To whom it may concern,

At 1:00pmET today, the Discovery Channel presented its TWA800 "documentary". As a manufacturer of UL Listed steel fuel tanks, I was disturbed by the presentation of a "scientific test" which demonstrated that a Boeing 737 fuel tank under "similar conditions" would indeed explode if a spark were introduced to the tank. I am therefore compelled to write in the hope that someone with a vested interest might read this.

I sense serious defects with the test as presented. As a manufacturer of steel fuel tanks for both fuel oil and gasoline use, there are several basic axioms which guide our designs.* One basic tenet is that a properly designed and vented fuel tank will not explode, even when engulfed in fire. The issue with a fuel tank is not explosion-- it is rupture from overpressure from gases produced by boiling liquid. Provided that the tank is vented, it will not rupture. We don't worry about explosion as much as tank rupture from overpressure or tank structural failure from heat. Most important, however, is that a fuel tank fully engulfed will not explode because there is no oxygen in the tank. All of the "air" has been displaced by heavier-than-air fuel vapors. Remember that these tanks are vented-- these are not pressure vessels. So the residual fuel that would always be present in the tank would give-off vapors which displace the air out the vent. The Boeing 747 fuel tank in question had not been emptied. Presumably it had been quiescent on the ground for many hours prior to flight. The fuel tank should therefore have been fully saturated in fuel such that all "air" had been displaced. Furthermore, as the aircraft climbed, and pressure dropped, the tank would have further evacuated-- fresh air would not have been drawn into the vented tank until the aircraft descended. As air pressure dropped, so would the boiling point, resulting in a greater concentration of vapors and displacement of oxygen. Therefore, a spark or even an open flame could not have ignited the vapors.

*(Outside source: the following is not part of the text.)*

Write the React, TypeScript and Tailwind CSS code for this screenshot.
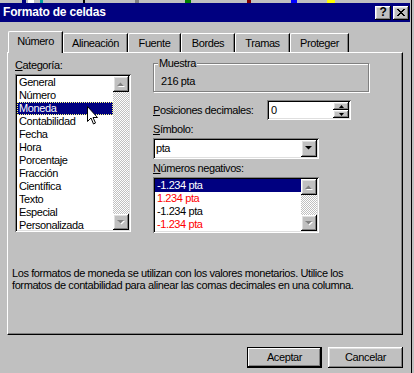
import { ReactNode } from "react";

const raised =
  "shadow-[inset_-1px_-1px_0_#000,inset_1px_1px_0_#fff,inset_-2px_-2px_0_#808080,inset_2px_2px_0_#dfdfdf]";
const sunken =
  "shadow-[inset_1px_1px_0_#808080,inset_-1px_-1px_0_#fff,inset_2px_2px_0_#000,inset_-2px_-2px_0_#dfdfdf]";
const checker =
  "bg-[conic-gradient(#fff_25%,#c0c0c0_0_50%,#fff_0_75%,#c0c0c0_0)] bg-[length:2px_2px]";

const categories = [
  "General",
  "Número",
  "Moneda",
  "Contabilidad",
  "Fecha",
  "Hora",
  "Porcentaje",
  "Fracción",
  "Científica",
  "Texto",
  "Especial",
  "Personalizada",
];

const negatives = [
  { text: "-1.234 pta", red: false },
  { text: "1.234 pta", red: true },
  { text: "-1.234 pta", red: false },
  { text: "-1.234 pta", red: true },
];

const tabs = [
  { label: "Alineación", w: "w-[65px]" },
  { label: "Fuente", w: "w-[53px]" },
  { label: "Bordes", w: "w-[54px]" },
  { label: "Tramas", w: "w-[55px]" },
  { label: "Proteger", w: "w-[59px]" },
];

function Arrow({ up, disabled }: { up?: boolean; disabled?: boolean }) {
  const pts = up ? "0,4 7,4 3.5,0.5" : "0,0 7,0 3.5,3.5";
  return (
    <svg width="8" height="5" viewBox="0 0 8 5">
      {disabled && <polygon points={pts} fill="#fff" transform="translate(1,1)" />}
      <polygon points={pts} fill={disabled ? "#808080" : "#000"} />
    </svg>
  );
}

function ScrollBar({ h }: { h: string }) {
  return (
    <div className={`w-[16px] ${h} flex flex-col ${checker}`}>
      <div className={`h-[16px] bg-[#c0c0c0] ${raised} flex items-center justify-center`}>
        <Arrow up disabled />
      </div>
      <div className="flex-1" />
      <div className={`h-[16px] bg-[#c0c0c0] ${raised} flex items-center justify-center`}>
        <Arrow disabled />
      </div>
    </div>
  );
}

function Label({ u, rest }: { u: string; rest: string }) {
  return (
    <div className="h-[13px] leading-[13px]">
      <span className="underline underline-offset-[1px]">{u}</span>
      {rest}
    </div>
  );
}

function Btn({ children, def }: { children: ReactNode; def?: boolean }) {
  return (
    <div
      className={`w-[75px] h-[21px] flex items-center justify-center bg-[#c0c0c0] ${
        def
          ? "border border-black shadow-[inset_-1px_-1px_0_#000,inset_1px_1px_0_#fff,inset_-2px_-2px_0_#808080]"
          : raised
      }`}
    >
      {children}
    </div>
  );
}

export default function App() {
  return (
    <div className="w-[414px] h-[373px] bg-[#c0c0c0] overflow-hidden font-['Liberation_Sans',Arial,sans-serif] text-[11px] tracking-[-0.4px] text-black">
      <div className="w-[412px] h-full border-r border-black">
        {/* strip of the toolbar behind */}
        <div className="h-[3px] flex">
          <div className="w-[22px]" />
          <div className="w-[4px] bg-[#000080]" />
          <div className="w-[6px] bg-white ml-[2px]" />
          <div className="w-[3px] bg-[#00a0a0] ml-[6px]" />
          <div className="w-[2px] bg-black ml-[40px]" />
          <div className="w-[4px] bg-[#808080] ml-[50px]" />
          <div className="w-[6px] bg-[#008000] ml-[46px]" />
          <div className="w-[4px] bg-[#800000] ml-[56px]" />
          <div className="w-[6px] bg-[#0000ff] ml-[40px]" />
          <div className="w-[8px] bg-[#ffff00] ml-[30px]" />
        </div>

        {/* title bar */}
        <div className="mr-[1px] h-[19px] bg-[#000080] flex items-center pl-[3px] pr-[1px]">
          <div className="text-white font-bold text-[12px] tracking-[-0.2px] leading-[19px] flex-1">Formato de celdas</div>
          <div className={`w-[16px] h-[14px] bg-[#c0c0c0] ${raised} flex items-center justify-center font-bold text-[12px] leading-none pb-[1px]`}>
            ?
          </div>
          <div className={`ml-[2px] w-[16px] h-[14px] bg-[#c0c0c0] ${raised} flex items-center justify-center`}>
            <svg width="8" height="7" viewBox="0 0 8 7">
              <path d="M0 0 L7 7 M1 0 L8 7 M7 0 L0 7 M8 0 L1 7" stroke="#000" strokeWidth="1" />
            </svg>
          </div>
        </div>

        {/* tabs */}
        <div className="mt-[9px] h-[21px] flex items-end pl-[8px]">
          <div className="relative z-10 w-[55px] h-[22px] -mb-[1px] bg-[#c0c0c0] border-l border-t border-white rounded-tl-[2px] border-r border-r-black shadow-[inset_-1px_0_0_#808080] flex items-center justify-center pb-[2px]">
            Número
          </div>
          {tabs.map((t) => (
            <div
              key={t.label}
              className={`${t.w} h-[19px] border-l border-t border-white rounded-tl-[2px] border-r border-r-black shadow-[inset_-1px_0_0_#808080] flex items-center justify-center`}
            >
              {t.label}
            </div>
          ))}
        </div>

        {/* panel */}
        <div className="ml-[7px] w-[396px] h-[283px] border-t border-l border-white border-r border-b border-r-black border-b-black shadow-[inset_-1px_-1px_0_#808080] flex flex-col">
          <div className="flex pl-[7px] pt-[6px]">
            {/* left column */}
            <div className="w-[116px]">
              <Label u="C" rest="ategoría:" />
              <div className={`relative mt-[2px] h-[158px] bg-white ${sunken} p-[2px] flex`}>
                <div className="flex-1">
                  {categories.map((c) => (
                    <div
                      key={c}
                      className={`h-[13px] leading-[13px] pl-[2px] ${
                        c === "Moneda"
                          ? "bg-[#000080] text-white outline-1 outline-dotted outline-[#ffff80] -outline-offset-1"
                          : ""
                      }`}
                    >
                      {c}
                    </div>
                  ))}
                </div>
                <ScrollBar h="h-[154px]" />
                <svg className="absolute left-[72px] top-[32px]" width="12" height="19" viewBox="0 0 12 19">
                  <path
                    d="M0.5 0.5 L0.5 15.5 L4 12 L6.5 18 L8.5 17 L6 11.5 L10.5 11.5 Z"
                    fill="#fff"
                    stroke="#000"
                    strokeWidth="1"
                  />
                </svg>
              </div>
            </div>

            {/* right column */}
            <div className="ml-[22px] w-[216px]">
              <div className="relative mt-[4px] h-[29px] border border-[#808080] shadow-[1px_1px_0_#fff,inset_1px_1px_0_#fff]">
                <div className="absolute left-[4px] -top-[7px] px-[1px] bg-[#c0c0c0] leading-[13px]">Muestra</div>
                <div className="pl-[7px] pt-[11px] leading-[13px]">216 pta</div>
              </div>

              <div className="mt-[8px] flex items-center">
                <div className="w-[114px]">
                  <Label u="P" rest="osiciones decimales:" />
                </div>
                <div className={`w-[84px] h-[20px] bg-white ${sunken} flex items-center p-[2px]`}>
                  <div className="flex-1 pl-[2px]">0</div>
                  <div className="flex flex-col w-[16px] h-[16px]">
                    <div className={`h-[8px] bg-[#c0c0c0] ${raised} flex items-center justify-center`}>
                      <svg width="5" height="3" viewBox="0 0 5 3">
                        <polygon points="0,3 5,3 2.5,0" fill="#000" />
                      </svg>
                    </div>
                    <div className={`h-[8px] bg-[#c0c0c0] ${raised} flex items-center justify-center`}>
                      <svg width="5" height="3" viewBox="0 0 5 3">
                        <polygon points="0,0 5,0 2.5,3" fill="#000" />
                      </svg>
                    </div>
                  </div>
                </div>
              </div>

              <div className="mt-[3px]">
                <Label u="S" rest="ímbolo:" />
              </div>
              <div className={`mt-[2px] w-[166px] h-[21px] bg-white ${sunken} p-[2px] flex items-center`}>
                <div className="flex-1 pl-[1px]">pta</div>
                <div className={`w-[16px] h-[17px] bg-[#c0c0c0] ${raised} flex items-center justify-center`}>
                  <Arrow />
                </div>
              </div>

              <div className="mt-[3px]">
                <Label u="N" rest="úmeros negativos:" />
              </div>
              <div className={`mt-[2px] w-[166px] h-[56px] bg-white ${sunken} p-[2px] flex`}>
                <div className="flex-1">
                  {negatives.map((n, i) => (
                    <div
                      key={i}
                      className={`h-[13px] leading-[13px] pl-[2px] ${
                        i === 0 ? "bg-[#000080] text-white" : n.red ? "text-[#ff0000]" : ""
                      }`}
                    >
                      {n.text}
                    </div>
                  ))}
                </div>
                <ScrollBar h="h-[52px]" />
              </div>
            </div>
          </div>

          <div className="mt-[34px] pl-[4px] leading-[12px]">
            Los formatos de moneda se utilizan con los valores monetarios. Utilice los
            <br />
            formatos de contabilidad para alinear las comas decimales en una columna.
          </div>
        </div>

        {/* buttons */}
        <div className="mt-[12px] flex justify-end gap-[6px] pr-[8px]">
          <Btn def>Aceptar</Btn>
          <Btn>Cancelar</Btn>
        </div>
      </div>
    </div>
  );
}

Perhaps this explains why aircraft fuel tanks are not exploding all the time-- and car fuel tanks as well. In fact, TWA800 is the only aviation case I have knowledge of and I am an interested person who follows these things (I am a private pilot with a life-long aviation passion).

The Discovery Channel presentation is defective:

1. The test tank was freshly filled and immediately tested, not allowing time for the atmosphere within the tank to saturate with vapors as would have been the case with the TWA800 aircraft.

2. The test tank had air circulation fans installed within, which would have both inhibited evacuation of air and introduced fuel droplets into the air. The 747 had no such mixing fans.

3. The test tank was tested at atmospheric pressure. The TWA800 event occurred at 15,000 feet or so, where pressure is greatly reduced.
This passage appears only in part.